Morocco’s green energy could power half of Europe electricity?

Morocco’s trade minister says his country could, in theory, keep half of Europe’s lights on.

With vast solar fields and powerful Atlantic winds, the North African kingdom claims it has the potential to generate as much as 1,600 terawatt-hours of electricity, roughly half of the European Union’s annual consumption.

“Whether through solar, wind, onshore or offshore energy, Morocco has the ability to supply some 50 percent of the electricity needed by Europe, and at competitive prices,” Ryad Mezzour, the minister of industry and trade, told the Italian journal La Verità this week.

Foreign investors, he said, are already scrambling to stake claims on Morocco’s sunniest and windiest terrain, with 40 hydrogen project proposals awaiting review.

Morocco, the only African country with an existing power cable link to Europe via Spain, has no shortage of flagship examples. 

The Noor Ouarzazate Solar Complex, the world’s largest concentrated solar power facility, produces enough electricity to supply more than a million people, a $3.9 billion investment that has become a symbol of Morocco’s green ambitions. 
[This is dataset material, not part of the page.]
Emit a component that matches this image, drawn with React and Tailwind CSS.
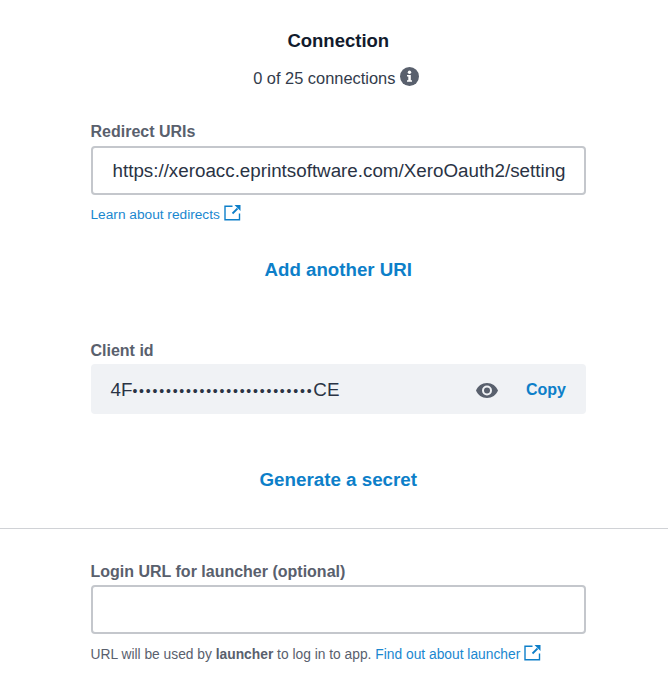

More recently, the Draa-Tafilalet project has begun rolling out a 400-megawatt network of solar plants in the southeast, part of a broader plan to source 52 percent of electricity from renewables by 2030. 

The country has also launched a “Power Export” strategy aimed at selling not only electricity but also green hydrogen to European markets.

At home, officials stress that renewables will do more than fuel exports. Mezzour has argued that clean energy will guarantee drinking water for the population and cover 80 percent of agricultural needs by 2030, regardless of rainfall. 

He has urged industries to switch rapidly to green electricity, insisting renewable power is cheaper than fossil fuels, a crucial advantage for a country that imports all of its oil and gas. 

“It is therefore in our interest to ensure that our entire industry switches to renewable energy production as quickly as possible,” said the minister. 

Yet energy analysts point out that Morocco’s claimed potential is worlds apart from present capabilities. 

“Morocco has huge potential in green electricity, which is true. But Europe will not rely on a single country for half its power, this is technical and geopolitical,” Moroccan energy expert El Mostapha Jamea, told The New Arab. 

Morocco currently produces just 42 terawatt-hours, a fraction of its 1,600 terawatt-hour ambitions. 

Technical, security, and political factors all suggest Europe would not depend on Morocco alone, no matter the resources, according to the expert. 

Despite Morocco’s generally strong ties with the EU, there have been tensions in the past. 

The bloc already depends heavily on the North African country’s agricultural exports and migration agreements; handing Rabat control over electricity supplies could give it too much leverage. 

The fate of past initiatives, such as the Desertec project, which once imagined North Africa and the Middle East’s deserts powering Europe, shows how cost and political risk can undermine such projects. 

While power interconnections already exist between Spain and Morocco, and new ones are planned between Italy and Tunisia, the idea of Europe relying on Moroccan wind and solar energy on such a scale remains “unlikely.”

The challenges, however, are not just political. 

Expanding Morocco’s grid to a European scale would require unprecedented investment in infrastructure, storage, and transmission.

Even if costs fall, Europe’s own priorities present a barrier. 

The EU has been clear: they want first to exploit their own renewable resources, and then, if needed, complement with imports. “This makes sense. In countries like Germany, on sunny days, they already generate more green electricity than they need,” Jamea explained.

Still, Morocco’s bold claims serve a purpose.

“It opens the eyes to the great potential Morocco has,” insisted the Moroccan expert. “But for now, maybe let’s forget about Europe […] What Morocco should do is accelerate its own energy transition and aim to source all of its electricity from green projects. That would be very attractive economically.”